In his latest effort to “remove layers,” Nike chief Hill is eliminating two C-suite roles and elevating four regional leaders to the company’s senior leadership team.

Angela Dong, who leads Nike’s Greater China region, will now report directly to Hill, alongside Carl Grebert (the leader of Europe, the Middle East and Africa), Tom Peddie (who heads up North America) and Cathy Sparks (who runs the Asia Pacific region).

“It’s significant our brand presidents and our geography leaders are sitting together at the same Nike, Inc. leadership table,” Hill said in the memo. “With this newly evolved [senior leadership team], I’m confident we’ll be able to accelerate the core aspects of our Win Now actions. Collectively, these changes amount to us eliminating layers and better positioning Nike to continue to have an impact the way only Nike can.”

Hill thanked Dogan and Williams for their contributions, but said these decisions will help Nike stay closer to its customers. Williams will leave his position Friday, but will remain a full-time non-executive employee through April 6 next year, per an SEC filing. Williams will be retirement eligible, according to that filing.

The elevation of Alagirisamy to operations chief is intended to help integrate technology more seamlessly across the brand’s operations. Placing sales and Nike Direct under financial chief Friend is aimed at aligning corporate strategy and investment with insights from the brand’s direct and wholesale channels.

“[Alagirisamy] and his team will now be able to look end-to-end to ensure technology is fully integrated across the company and into how we create, plan, make, deliver and sell our world-class innovations across our three iconic brands,” Hill said. Alagirisamy will now make a salary of over $1 million and will have a target bonus opportunity of 120%.

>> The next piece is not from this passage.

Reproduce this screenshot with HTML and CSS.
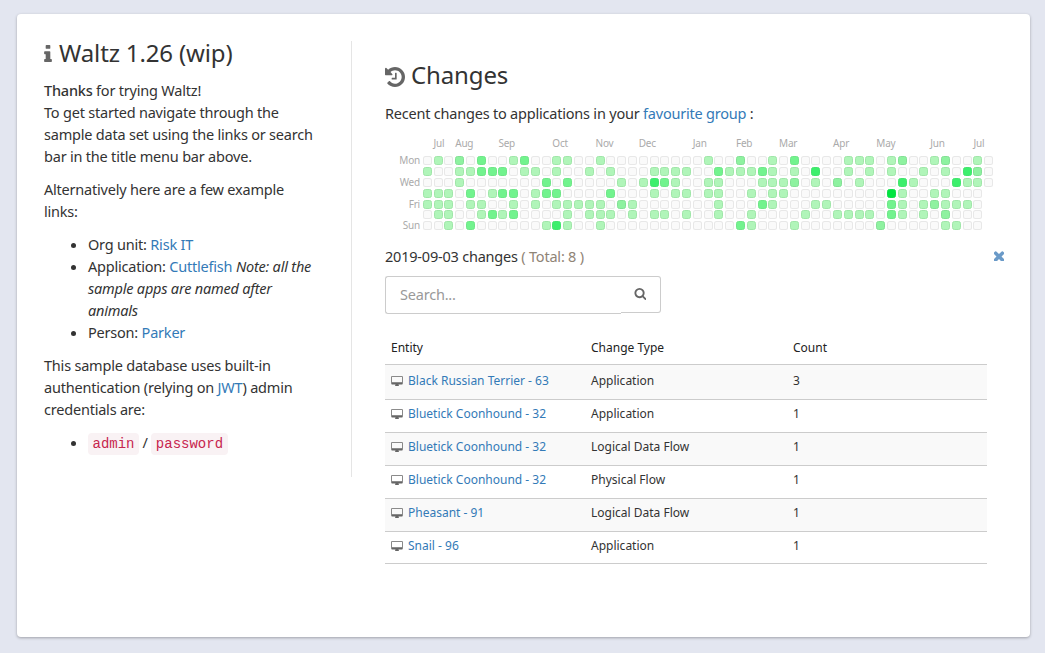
FILE: index.html
```html
<!DOCTYPE html>
<html lang="en">
<head>
    <meta charset="UTF-8">
    <meta name="viewport" content="width=device-width, initial-scale=1.0">
    <title>Waltz</title>
    <link rel="stylesheet" href="styles.css">
</head>
<body>
    <div class="card">
        <div class="intro">
            <h2 class="intro-title">
                <svg class="icon icon-info" viewBox="576 128 640 1408"><path d="M1216 1344v128q0 26-19 45t-45 19h-512q-26 0-45-19t-19-45v-128q0-26 19-45t45-19h64v-384h-64q-26 0-45-19t-19-45v-128q0-26 19-45t45-19h384q26 0 45 19t19 45v576h64q26 0 45 19t19 45zm-128-1152v192q0 26-19 45t-45 19h-256q-26 0-45-19t-19-45v-192q0-26 19-45t45-19h256q26 0 45 19t19 45z"/></svg>
                Waltz 1.26 (wip)
            </h2>
            <p><strong>Thanks</strong> for trying Waltz!<br>
                To get started navigate through the sample data set using the links or search bar in the title menu bar above.</p>
            <p>Alternatively here are a few example links:</p>
            <ul>
                <li>Org unit: <a href="#">Risk IT</a></li>
                <li>Application: <a href="#">Cuttlefish</a> <em>Note: all the sample apps are named after animals</em></li>
                <li>Person: <a href="#">Parker</a></li>
            </ul>
            <p>This sample database uses built-in authentication (relying on <a href="#">JWT</a>) admin credentials are:</p>
            <ul>
                <li><code>admin</code> / <code>password</code></li>
            </ul>
        </div>

        <div class="changes">
            <h2 class="changes-title">
                <svg class="icon icon-history" viewBox="128 128 1536 1536"><path d="M1664 896q0 156-61 298t-164 245-245 164-298 61q-172 0-327-72.5t-264-204.5q-7-10-6.5-22.5t8.5-20.5l137-138q10-9 25-9 16 2 23 12 73 95 179 147t225 52q104 0 198.5-40.5t163.5-109.5 109.5-163.5 40.5-198.5-40.5-198.5-109.5-163.5-163.5-109.5-198.5-40.5q-98 0-188 35.5t-160 101.5l137 138q31 30 14 69-17 40-59 40h-448q-26 0-45-19t-19-45v-448q0-42 40-59 39-17 69 14l130 129q107-101 244.5-156.5t284.5-55.5q156 0 298 61t245 164 164 245 61 298zm-640-288v448q0 14-9 23t-23 9h-320q-14 0-23-9t-9-23v-64q0-14 9-23t23-9h224v-352q0-14 9-23t23-9h64q14 0 23 9t9 23z"/></svg>
                Changes
            </h2>
            <p class="changes-lead">Recent changes to applications in your <a href="#">favourite group</a> :</p>

            <div class="calendar" id="calendar"></div>

            <div class="day-header">
                <span>2019-09-03 changes <span class="total">( Total: 8 )</span></span>
                <svg class="icon icon-close" viewBox="352 352 1088 1088"><path d="M1490 1322q0 40-28 68l-136 136q-28 28-68 28t-68-28l-294-294-294 294q-28 28-68 28t-68-28l-136-136q-28-28-28-68t28-68l294-294-294-294q-28-28-28-68t28-68l136-136q28-28 68-28t68 28l294 294 294-294q28-28 68-28t68 28l136 136q28 28 28 68t-28 68l-294 294 294 294q28 28 28 68z"/></svg>
            </div>

            <div class="search">
                <input class="search-input" type="text" placeholder="Search...">
                <span class="search-addon">
                    <svg class="icon icon-search" viewBox="0 0 1664 1664"><path transform="translate(0 -128)" d="M1216 832q0-185-131.5-316.5t-316.5-131.5-316.5 131.5-131.5 316.5 131.5 316.5 316.5 131.5 316.5-131.5 131.5-316.5zm512 832q0 52-38 90t-90 38q-54 0-90-38l-343-342q-179 124-399 124-143 0-273.5-55.5t-225-150-150-225-55.5-273.5 55.5-273.5 150-225 225-150 273.5-55.5 273.5 55.5 225 150 150 225 55.5 273.5q0 220-124 399l343 343q37 37 37 90z"/></svg>
                </span>
            </div>

            <table class="change-table">
                <thead>
                    <tr><th class="col-entity">Entity</th><th class="col-type">Change Type</th><th>Count</th></tr>
                </thead>
                <tbody>
                    <tr class="tall">
                        <td><svg class="icon icon-desktop" viewBox="-64 0 1920 1664"><use href="#desktop"/></svg><a href="#">Black Russian Terrier - 63</a></td>
                        <td>Application</td><td>3</td>
                    </tr>
                    <tr>
                        <td><svg class="icon icon-desktop" viewBox="-64 0 1920 1664"><use href="#desktop"/></svg><a href="#">Bluetick Coonhound - 32</a></td>
                        <td>Application</td><td>1</td>
                    </tr>
                    <tr>
                        <td><svg class="icon icon-desktop" viewBox="-64 0 1920 1664"><use href="#desktop"/></svg><a href="#">Bluetick Coonhound - 32</a></td>
                        <td>Logical Data Flow</td><td>1</td>
                    </tr>
                    <tr>
                        <td><svg class="icon icon-desktop" viewBox="-64 0 1920 1664"><use href="#desktop"/></svg><a href="#">Bluetick Coonhound - 32</a></td>
                        <td>Physical Flow</td><td>1</td>
                    </tr>
                    <tr>
                        <td><svg class="icon icon-desktop" viewBox="-64 0 1920 1664"><use href="#desktop"/></svg><a href="#">Pheasant - 91</a></td>
                        <td>Logical Data Flow</td><td>1</td>
                    </tr>
                    <tr>
                        <td><svg class="icon icon-desktop" viewBox="-64 0 1920 1664"><use href="#desktop"/></svg><a href="#">Snail - 96</a></td>
                        <td>Application</td><td>1</td>
                    </tr>
                </tbody>
            </table>
        </div>
    </div>

    <svg class="defs" aria-hidden="true">
        <path id="desktop" d="M1728 992v-832q0-13-9.5-22.5t-22.5-9.5h-1600q-13 0-22.5 9.5t-9.5 22.5v832q0 13 9.5 22.5t22.5 9.5h1600q13 0 22.5-9.5t9.5-22.5zm128-832v1088q0 66-47 113t-113 47h-544q0 37 16 77.5t32 71 16 43.5q0 26-19 45t-45 19h-512q-26 0-45-19t-19-45q0-14 16-44t32-70 16-78h-544q-66 0-113-47t-47-113v-1088q0-66 47-113t113-47h1600q66 0 113 47t47 113z"/>
    </svg>

    <script src="calendar.js"></script>
</body>
</html>
```

FILE: styles.css
```css
* {
    box-sizing: border-box;
}

body {
    font-family: "Noto Sans", Arial, sans-serif;
    font-size: 14.5px;
    letter-spacing: -0.21px;
    line-height: 22px;
    color: #333;
    background-color: #e3e6f0;
    margin: 0;
    padding: 14px 15px 16px 17px;
}

a {
    color: #337ab7;
    text-decoration: none;
}

p {
    margin: 0 0 11px;
}

ul {
    margin: 0 0 11px;
    padding-left: 44px;
}

strong {
    font-weight: 500;
}

h2 {
    font-weight: 400;
    font-size: 24px;
    letter-spacing: -0.15px;
    line-height: 30px;
    margin: 0;
}

code {
    font-family: "Liberation Mono", monospace;
    font-size: 14px;
    letter-spacing: 0;
    color: #c7254e;
    background-color: #f9f2f4;
    border-radius: 4px;
    padding: 3px 4.5px;
}

.icon {
    fill: #666;
}

.defs {
    display: none;
}

.card {
    display: flex;
    height: 623px;
    background-color: #fff;
    border-radius: 4px;
    box-shadow: 0 1px 3px rgba(0, 0, 0, 0.3);
}

.intro {
    width: 335px;
    height: 436px;
    margin-top: 27px;
    padding: 0 33px 0 27px;
    border-right: 1px solid #e5e5e5;
}

.intro-title {
    margin: -3px 0 11px;
}

.icon-info {
    width: 8px;
    height: 17px;
    margin-right: 1px;
}

.changes {
    width: 602px;
    margin-left: 33px;
    padding-top: 46px;
}

.changes-title {
    margin-bottom: 12px;
}

.icon-history {
    width: 20px;
    height: 20px;
    vertical-align: -3px;
}

.changes-lead {
    margin-bottom: 15px;
}

.calendar {
    display: grid;
    grid-template-columns: 36px repeat(53, 9px);
    grid-template-rows: 15.7px repeat(7, 9px);
    column-gap: 1.8px;
    row-gap: 1.77px;
    font-size: 10px;
    letter-spacing: -0.2px;
    line-height: 9px;
    color: #aaa;
    margin-bottom: 15px;
}

.cal-month {
    grid-row: 1;
    white-space: nowrap;
}

.cal-day {
    grid-column: 1;
    text-align: right;
    padding-right: 1px;
}

.cal-cell {
    border-radius: 2.5px;
    border: 1px solid rgba(0, 0, 0, 0.07);
    background-color: #fafafa;
}

.cal-cell.l1 { background-color: #b0f5b9; border-color: #a0e6a9; }
.cal-cell.l2 { background-color: #8ef2a0; border-color: #84e096; }
.cal-cell.l3 { background-color: #72f38e; border-color: #70e688; }
.cal-cell.l4 { background-color: #3cef6c; border-color: #44e46e; }
.cal-cell.l5 { background-color: #00e640; border-color: #14dc4c; }

.day-header {
    display: flex;
    justify-content: space-between;
    align-items: center;
    height: 22px;
    width: 619px;
    margin-bottom: 9px;
}

.total {
    color: #8f8476;
}

.icon-close {
    fill: #6a9ac8;
    width: 10px;
    height: 10px;
}

.search {
    display: flex;
    align-items: flex-start;
    width: 276px;
    margin-bottom: 20px;
}

.search-input {
    width: 236px;
    height: 38px;
    padding: 0 14px 3px;
    font: inherit;
    letter-spacing: inherit;
    color: #555;
    border: 1px solid #ccc;
    border-right: none;
    border-radius: 3px 0 0 3px;
    outline: none;
}

.search-input::placeholder {
    color: #999;
}

.search-addon {
    display: flex;
    align-items: center;
    width: 40px;
    height: 37px;
    padding: 0 0 2px 13px;
    border: 1px solid #ccc;
    border-left: none;
    border-radius: 0 3px 3px 0;
}

.icon-search {
    width: 12px;
    height: 12px;
}

.change-table {
    width: 602px;
    table-layout: fixed;
    border-collapse: collapse;
    font-size: 12px;
    letter-spacing: 0;
    line-height: 17px;
}

.col-entity {
    width: 200px;
}

.col-type {
    width: 202px;
}

.change-table th {
    font-weight: 400;
    text-align: left;
    color: #222;
    height: 30px;
    padding: 0 6px 3px;
    border-bottom: 1px solid #ccc;
}

.change-table td {
    height: 33px;
    padding: 0 6px 5px;
    border-bottom: 1px solid #ccc;
}

.change-table .tall td {
    height: 35px;
    padding-bottom: 3px;
}

.change-table tr:last-child td {
    height: 32px;
    padding-bottom: 3px;
}

.change-table tbody tr:nth-child(odd) {
    background-color: #f9f9f9;
}

.icon-desktop {
    width: 12px;
    height: 10px;
    margin-right: 5px;
    vertical-align: -1px;
}
```

FILE: calendar.js
```js
// one entry per weekday, Mon to Sun: { week: level }, other weeks are empty
var activity = [
    {1:1, 3:2, 5:3, 8:1, 9:3, 12:1, 13:1, 16:1, 26:1, 29:2, 32:1, 34:3, 39:1, 40:1, 41:1, 43:1, 44:2, 47:1, 48:2, 51:1},
    {0:1, 3:1, 4:1, 5:3, 6:3, 7:3, 9:1, 10:1, 12:1, 15:1, 17:1, 21:1, 22:1, 23:1, 24:1, 27:3, 28:1, 29:1, 30:1, 31:3, 32:1, 34:1, 36:4, 39:1, 41:1, 43:1, 46:1, 48:1, 50:4, 51:2},
    {3:1, 11:3, 13:3, 18:1, 20:1, 21:4, 22:3, 23:1, 26:1, 27:1, 31:1, 32:1, 33:1, 34:2, 36:1, 38:2, 40:1, 44:4, 45:1, 49:4, 50:1, 51:1},
    {0:1, 1:1, 2:1, 4:3, 6:1, 7:3, 8:3, 10:1, 11:3, 12:3, 17:3, 21:1, 23:1, 24:1, 26:1, 27:1, 30:1, 32:1, 33:1, 43:5, 44:1, 47:1, 48:1},
    {0:1, 1:1, 2:1, 4:1, 5:1, 8:1, 10:1, 12:1, 13:1, 14:1, 15:1, 16:1, 18:2, 19:1, 27:1, 31:3, 32:1, 36:1, 37:1, 43:3, 44:1, 46:1, 47:2, 48:1, 49:1, 50:1},
    {1:1, 2:1, 5:1, 6:3, 7:1, 8:3, 13:1, 15:1, 16:1, 17:1, 19:1, 21:1, 22:1, 24:1, 27:1, 30:1, 35:1, 38:1, 39:1, 40:1, 41:1, 43:3, 44:1, 46:1, 48:2},
    {2:1, 4:3, 11:1, 12:4, 13:1, 16:1, 29:3, 30:1, 34:1, 42:2, 48:1, 49:1}
];

var months = [["Jul", 1], ["Aug", 3], ["Sep", 7], ["Oct", 12], ["Nov", 16], ["Dec", 20], ["Jan", 25],
    ["Feb", 29], ["Mar", 33], ["Apr", 38], ["May", 42], ["Jun", 47], ["Jul", 51]];
var days = { 0: "Mon", 2: "Wed", 4: "Fri", 6: "Sun" };

var calendar = document.getElementById("calendar");

months.forEach(function(m) {
    var label = document.createElement("div");
    label.className = "cal-month";
    label.textContent = m[0];
    label.style.gridColumnStart = m[1] + 2;
    calendar.appendChild(label);
});

Object.keys(days).forEach(function(r) {
    var label = document.createElement("div");
    label.className = "cal-day";
    label.textContent = days[r];
    label.style.gridRowStart = +r + 2;
    calendar.appendChild(label);
});

activity.forEach(function(row, r) {
    var weeks = r < 3 ? 53 : 52;
    for (var w = 0; w < weeks; w++) {
        var cell = document.createElement("div");
        cell.className = "cal-cell" + (row[w] ? " l" + row[w] : "");
        cell.style.gridColumnStart = w + 2;
        cell.style.gridRowStart = r + 2;
        calendar.appendChild(cell);
    }
});
```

Friend has experience across commercial, strategy and geographies from 15 years with the brand, Hill said. “He has partnered closely with me for several years managing our integrated marketplace, and his understanding of our global business will be especially valuable now.”

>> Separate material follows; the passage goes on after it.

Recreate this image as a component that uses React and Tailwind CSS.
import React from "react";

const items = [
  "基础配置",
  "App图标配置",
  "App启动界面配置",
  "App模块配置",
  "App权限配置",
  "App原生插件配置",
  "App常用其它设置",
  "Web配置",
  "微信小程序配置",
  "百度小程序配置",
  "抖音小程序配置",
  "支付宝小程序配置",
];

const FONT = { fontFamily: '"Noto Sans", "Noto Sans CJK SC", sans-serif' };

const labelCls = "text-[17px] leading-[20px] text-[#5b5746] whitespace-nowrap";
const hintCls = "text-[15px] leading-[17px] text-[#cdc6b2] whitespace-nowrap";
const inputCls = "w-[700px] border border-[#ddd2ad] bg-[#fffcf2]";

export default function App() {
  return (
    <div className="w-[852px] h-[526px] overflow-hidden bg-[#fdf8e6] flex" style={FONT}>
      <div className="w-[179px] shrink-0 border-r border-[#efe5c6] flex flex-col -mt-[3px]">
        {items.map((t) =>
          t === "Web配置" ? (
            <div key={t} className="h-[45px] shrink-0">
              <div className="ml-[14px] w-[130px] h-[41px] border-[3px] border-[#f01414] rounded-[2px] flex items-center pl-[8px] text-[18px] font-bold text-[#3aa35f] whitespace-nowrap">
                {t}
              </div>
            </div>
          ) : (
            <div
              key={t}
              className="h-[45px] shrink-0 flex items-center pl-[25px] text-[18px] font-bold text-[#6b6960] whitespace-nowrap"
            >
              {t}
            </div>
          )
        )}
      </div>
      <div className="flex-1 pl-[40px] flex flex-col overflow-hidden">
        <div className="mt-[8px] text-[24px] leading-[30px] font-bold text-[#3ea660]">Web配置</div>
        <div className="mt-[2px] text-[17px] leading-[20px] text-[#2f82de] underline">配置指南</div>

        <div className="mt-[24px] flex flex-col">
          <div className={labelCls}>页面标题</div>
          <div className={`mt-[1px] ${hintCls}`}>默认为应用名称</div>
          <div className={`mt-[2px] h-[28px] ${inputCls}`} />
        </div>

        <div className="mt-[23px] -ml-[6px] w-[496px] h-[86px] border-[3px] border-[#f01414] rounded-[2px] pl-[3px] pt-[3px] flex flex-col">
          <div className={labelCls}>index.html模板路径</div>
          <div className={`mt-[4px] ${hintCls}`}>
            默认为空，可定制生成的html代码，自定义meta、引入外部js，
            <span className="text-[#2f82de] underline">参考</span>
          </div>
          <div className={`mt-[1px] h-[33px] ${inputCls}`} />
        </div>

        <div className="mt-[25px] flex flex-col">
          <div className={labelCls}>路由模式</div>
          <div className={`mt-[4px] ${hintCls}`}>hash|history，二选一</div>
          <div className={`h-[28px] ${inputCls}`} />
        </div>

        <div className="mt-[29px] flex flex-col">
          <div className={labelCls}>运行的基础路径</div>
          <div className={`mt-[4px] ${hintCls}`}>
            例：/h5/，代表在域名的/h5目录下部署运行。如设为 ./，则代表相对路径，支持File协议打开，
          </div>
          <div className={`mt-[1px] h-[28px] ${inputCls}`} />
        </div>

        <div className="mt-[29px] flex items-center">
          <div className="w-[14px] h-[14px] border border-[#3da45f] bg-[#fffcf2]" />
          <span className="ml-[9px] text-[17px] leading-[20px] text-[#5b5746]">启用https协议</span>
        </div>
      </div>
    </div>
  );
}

Since Hill’s arrival as CEO just over a year ago, the brand has undergone a series of other personnel changes, including naming a new global sports marketing leader and North America chief last year. 

This year, Hill has made even more shifts. Nike in May announced a leadership restructure that saw 26-year veteran Heidi O’Neill retire, while Amy Montagne took on the position of president of the Nike brand. At the same time, the company named a chief growth initiatives officer and a chief innovation, design and product officer.

A month later, Hill said Nike was reorganizing its teams around key sports instead of categories like men’s, women’s and kids. That month, a Nike spokesperson also said Hill’s leadership team was complete after more than 10 notable title changes, retirements and additions. But this latest news represents yet another change to the slate of executives guiding the activewear giant.

Others across the business have left as well. Nike’s vice presidents of both AI and virtual studios left the company this summer. And Nike in September confirmed it would lay off less than 1% of its corporate workforce.

The company in its latest quarter saw revenue grow 1%, with Hill citing “tangible progress” on its turnaround efforts.